Double-check accessibility (see: WCAG A11y checklist)
Share in-progress designs with another designer, ask for their critique.
Meme your work. Yes--you read that right. This was a game-changer for sharing updates with the team.
Track feedback across channels.
Make sure your work is visible even when you're OOO. I've recently taken another designer's suggestion to pin the latest and greatest to the top of any communication channels I manage with devs & PMson.
Save versions to document before/after changes.
Track scope changes and why they happened
Flag any parts of the design that need post-launch metrics.
Continue to sync with devs regularly.
Catch and incorporate any lingering edge cases.
Clean up your Figma files! I use the plugin Super Tidy constantly—it's a lifesaver.

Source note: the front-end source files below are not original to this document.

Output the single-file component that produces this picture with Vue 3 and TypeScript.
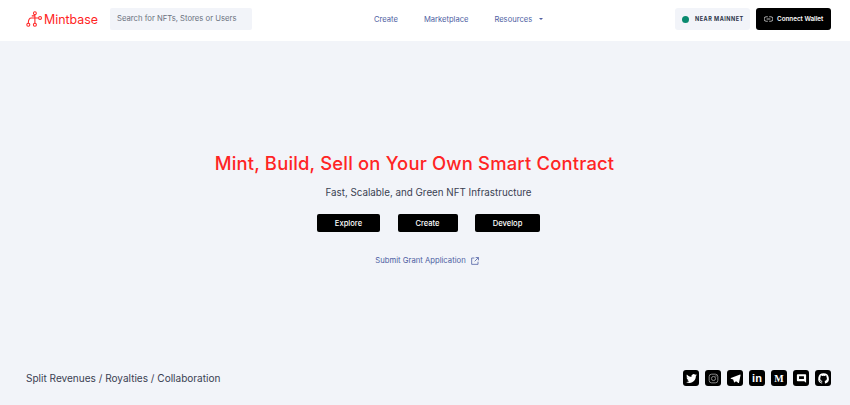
<template>
  <div class="page">
    <header class="topbar">
      <div class="left">
        <a class="logo">
          <svg class="logo-mark" viewBox="0 0 18 18" fill="none" stroke="#ff2424" stroke-width="1.2">
            <circle cx="10" cy="2.400" r="1.600" />
            <circle cx="15.800" cy="7.800" r="1.600" />
            <circle cx="2.600" cy="15.400" r="1.700" />
            <circle cx="10" cy="15.400" r="1.700" />
            <path d="M10 4v9.700M14.200 7.800H6C3.600 7.800 2.600 9.500 2.600 13.700M6.500 5.500H10" />
          </svg>
          <span>Mintbase</span>
        </a>
        <div class="search">Search for NFTs, Stores or Users</div>
      </div>
      <nav class="nav">
        <a>Create</a>
        <a>Marketplace</a>
        <a class="resources">Resources <i class="caret"></i></a>
      </nav>
      <div class="right">
        <div class="network"><i class="dot"></i>NEAR MAINNET</div>
        <button class="wallet">
          <svg viewBox="0 0 12 8" width="9" height="6" fill="none" stroke="#c9c9c9" stroke-width="1.2">
            <path d="M5 1H3a3 3 0 0 0 0 6h2M7 1h2a3 3 0 0 1 0 6H7M3.500 4h5" />
          </svg>
          Connect Wallet
        </button>
      </div>
    </header>

    <main class="hero">
      <h1>Mint, Build, Sell on Your Own Smart Contract</h1>
      <p class="sub">Fast, Scalable, and Green NFT Infrastructure</p>
      <div class="actions">
        <button v-for="a in actions" :key="a.label" :style="{ width: a.width + 'px' }">{{ a.label }}</button>
      </div>
      <a class="grant">
        Submit Grant Application
        <svg viewBox="0 0 12 12" width="8" height="8" fill="none" stroke="#4f5fa3" stroke-width="1.200">
          <path d="M5 1.500H1v9.500h9.500V7M7 .8h4.200V5M11 1 5.500 6.500" />
        </svg>
      </a>
    </main>

    <footer class="foot">
      <span class="tag">Split Revenues / Royalties / Collaboration</span>
      <div class="socials">
        <a v-for="s in socials" :key="s.name" class="social" :title="s.name">
          <svg v-if="s.name === 'twitter'" viewBox="0 0 24 24" fill="#fff">
            <path d="M22 5.900a8 8 0 0 1-2.400.7 4.100 4.100 0 0 0 1.800-2.300 8.200 8.200 0 0 1-2.600 1 4.100 4.100 0 0 0-7 3.700A11.600 11.600 0 0 1 3.400 4.700a4.100 4.100 0 0 0 1.300 5.500 4 4 0 0 1-1.900-.5 4.100 4.100 0 0 0 3.300 4 4.100 4.100 0 0 1-1.900.1 4.100 4.100 0 0 0 3.800 2.900A8.200 8.200 0 0 1 2 18.400 11.600 11.600 0 0 0 8.300 20.200c7.500 0 11.700-6.300 11.700-11.700v-.5A8.300 8.300 0 0 0 22 5.900z" />
          </svg>
          <svg v-else-if="s.name === 'instagram'" viewBox="0 0 24 24" fill="none" stroke="#9a9a9a" stroke-width="1.600">
            <rect x="4" y="4" width="16" height="16" rx="4.500" />
            <circle cx="12" cy="12" r="3.800" />
            <circle cx="16.600" cy="7.400" r=".5" />
          </svg>
          <svg v-else-if="s.name === 'telegram'" viewBox="0 0 24 24" fill="#fff">
            <path d="M20.500 4.500 3.500 11.300c-.7.300-.7 1 0 1.200l4.200 1.300 1.700 5c.2.500.8.600 1.200.3l2.400-2 4.300 3.100c.5.300 1.100.1 1.200-.5l2.900-14.300c.1-.3-.2-.5-.4-.4z" />
          </svg>
          <span v-else-if="s.name === 'linkedin'" class="li">in</span>
          <span v-else-if="s.name === 'medium'" class="md">M</span>
          <svg v-else-if="s.name === 'discord'" viewBox="0 0 24 24" fill="#fff">
            <path fill-rule="evenodd" d="M5 4h14a1.500 1.500 0 0 1 1.500 1.500V20l-3.500-3H5a1.500 1.500 0 0 1-1.500-1.500v-10A1.500 1.500 0 0 1 5 4zm2.500 4v5h9V8z" />
          </svg>
          <svg v-else viewBox="0 0 24 24" fill="#fff">
            <path d="M12 2.500a9.700 9.700 0 0 0-3.100 18.900c.5.100.7-.2.700-.5v-1.700c-2.700.6-3.300-1.300-3.300-1.300-.4-1.100-1.100-1.400-1.100-1.400-.9-.6.100-.6.100-.6 1 .1 1.500 1 1.500 1 .9 1.500 2.300 1.100 2.900.8.100-.6.300-1.100.6-1.300-2.200-.2-4.400-1.100-4.400-4.800 0-1.100.4-1.900 1-2.600-.1-.2-.4-1.200.1-2.600 0 0 .8-.3 2.700 1a9.300 9.300 0 0 1 4.800 0c1.900-1.300 2.700-1 2.700-1 .5 1.400.2 2.400.1 2.600.6.700 1 1.500 1 2.600 0 3.700-2.300 4.600-4.400 4.800.4.300.7.900.7 1.800v2.700c0 .3.200.6.700.5A9.700 9.700 0 0 0 12 2.500z" />
          </svg>
        </a>
      </div>
    </footer>
  </div>
</template>

<script setup lang="ts">
const actions = [
  { label: 'Explore', width: 63 },
  { label: 'Create', width: 60 },
  { label: 'Develop', width: 65 }
];

const socials = [
  { name: 'twitter' },
  { name: 'instagram' },
  { name: 'telegram' },
  { name: 'linkedin' },
  { name: 'medium' },
  { name: 'discord' },
  { name: 'github' }
];
</script>

<style>
html,
body {
  margin: 0;
  background: #f2f4f9;
}
</style>

<style scoped>
.page {
  height: 405px;
  display: flex;
  flex-direction: column;
  background: #f2f4f9;
  font-family: Inter, "Liberation Sans", sans-serif;
  overflow: hidden;
}

.topbar {
  height: 41px;
  flex: none;
  box-sizing: border-box;
  display: flex;
  align-items: center;
  padding: 0 19px 3px 26px;
  background: #fff;
}

.left,
.right,
.logo,
.network,
.wallet {
  display: flex;
  align-items: center;
}

.logo {
  width: 84px;
  gap: 2px;
  color: #ff2424;
  font-size: 12.400px;
}

.logo-mark {
  width: 16px;
  height: 18px;
  flex: none;
}

.search {
  width: 142px;
  height: 22px;
  box-sizing: border-box;
  padding-left: 7px;
  border-radius: 2px;
  background: #f2f4f9;
  color: #6b7280;
  font-size: 7.700px;
  line-height: 21px;
  white-space: nowrap;
}

.nav {
  display: flex;
  gap: 26px;
  margin-left: 122px;
  color: #4f5fa3;
  font-size: 7.600px;
}

.resources {
  display: flex;
  align-items: center;
  gap: 7px;
}

.caret {
  width: 0;
  height: 0;
  border-left: 2px solid transparent;
  border-right: 2px solid transparent;
  border-top: 2px solid #4f5fa3;
}

.right {
  margin-left: auto;
  gap: 6px;
}

.network {
  width: 75px;
  height: 22px;
  box-sizing: border-box;
  padding-left: 7px;
  gap: 6px;
  border-radius: 3px;
  background: #f2f4f9;
  color: #2b3348;
  font-size: 5.500px;
  font-weight: 700;
  letter-spacing: 0.5px;
  white-space: nowrap;
}

.dot {
  width: 7px;
  height: 7px;
  border-radius: 50%;
  background: #0a8a6f;
}

.wallet {
  width: 75px;
  height: 22px;
  padding: 0 0 0 8px;
  gap: 4px;
  border: 0;
  border-radius: 3px;
  background: #000;
  color: #fff;
  font: 600 6.300px Inter, "Liberation Sans", sans-serif;
  white-space: nowrap;
}

.hero {
  flex: 1;
  display: flex;
  flex-direction: column;
  align-items: center;
  padding: 108px 0 0 7px;
}

h1 {
  margin: 0 28px 0 0;
  color: #ff2424;
  font-size: 18.400px;
  font-weight: 500;
  letter-spacing: 0.19px;
  line-height: 28px;
  white-space: nowrap;
}

.sub {
  margin: 9px 0 0;
  color: #3a4152;
  font-size: 9.800px;
  line-height: 14px;
}

.actions {
  display: flex;
  gap: 17.500px;
  margin-top: 14px;
}

.actions button {
  height: 18px;
  padding: 0;
  border: 0;
  border-radius: 2px;
  background: #000;
  color: #fff;
  font: 500 7.600px Inter, "Liberation Sans", sans-serif;
}

.grant {
  display: flex;
  align-items: center;
  gap: 5px;
  margin: 23px 3px 0 0;
  color: #4f5fa3;
  font-size: 7.700px;
  line-height: 12px;
}

.foot {
  flex: none;
  height: 54px;
  box-sizing: border-box;
  display: flex;
  justify-content: space-between;
  align-items: center;
  padding: 0 19px 0 26px;
}

.tag {
  color: #3a4152;
  font-size: 10.050px;
}

.socials {
  display: flex;
  gap: 6px;
}

.social {
  width: 16px;
  height: 16px;
  display: flex;
  align-items: center;
  justify-content: center;
  border-radius: 3px;
  background: #000;
  color: #fff;
}

.social svg {
  width: 13px;
  height: 13px;
}

.li {
  font: 700 11px "Liberation Sans", sans-serif;
}

.md {
  font: 700 10px "Liberation Serif", serif;
}
</style>
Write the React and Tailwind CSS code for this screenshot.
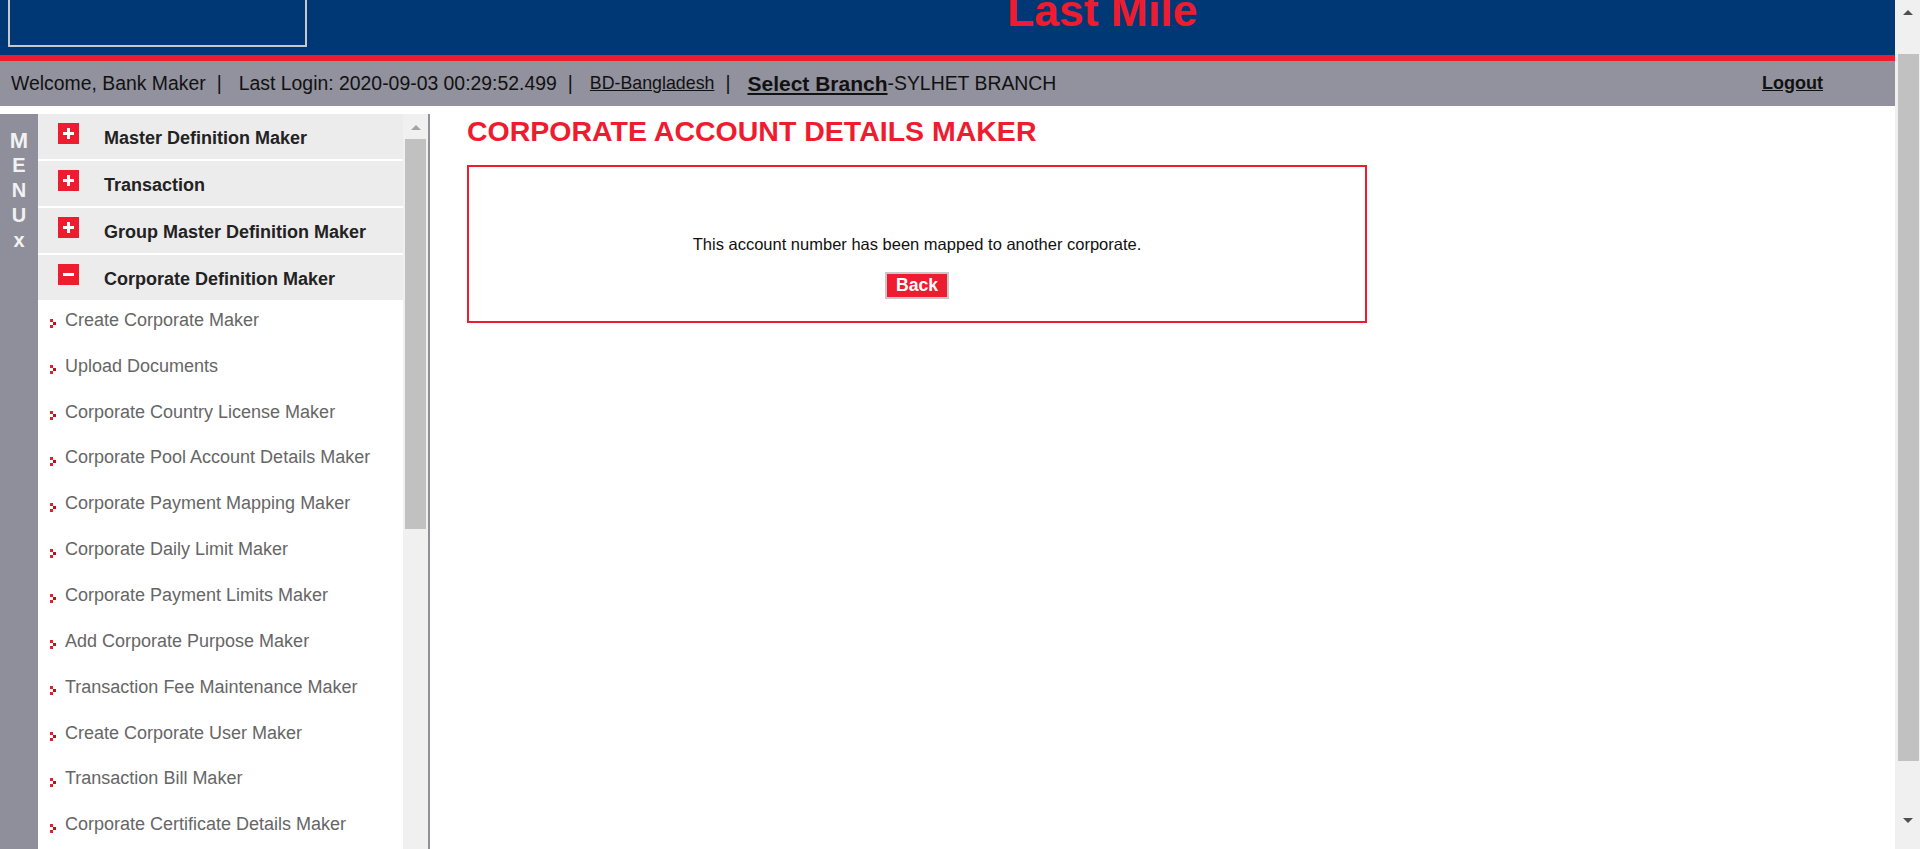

Aside: When sharing work with stakeholders, prototypes are king. However, most of my best work is currently happening in writing. My Figma files are getting text-heavy—lots of outlining, flow notes, and edge-case thoughts documented as clearly as possible. I started doing this more when I realized that, like AI, I'm excellent at hallucinating how things will "work out." Writing it down prevents magic thinking.
Handoff
If you're here—yay! Both in the process or in reading this long-ass post. Handoff differs wildly across teams, but this is where you get to enjoy all the communication work you've done along the way. Developers should already have a solid idea of where they're heading.
Create an info/orientation page in Figma.
I've gone back to this YouTube video on design handoff multiple times. It's great!
Have a final check-in with devs to answer questions and review specs.
Save notes on ideas that didn't pan out (but were interesting).
Document anything that expanded or blew up the scope.
Post-Project
Celebrate your work--share it, write it up, and hype up your collaborators.
Thank the folks you worked with (genuinely! publicly!)
Add the project to your portfolio. Hopefully, this will be pretty easy since you've been taking copious notes the whole time!
Schedule a retro with your PM and devs.
Set reminders to track adoption, usage, or other success signals.
Conduct a quick solo retro: What worked? What will you tweak next time?
Thanks for reading. Always iterating.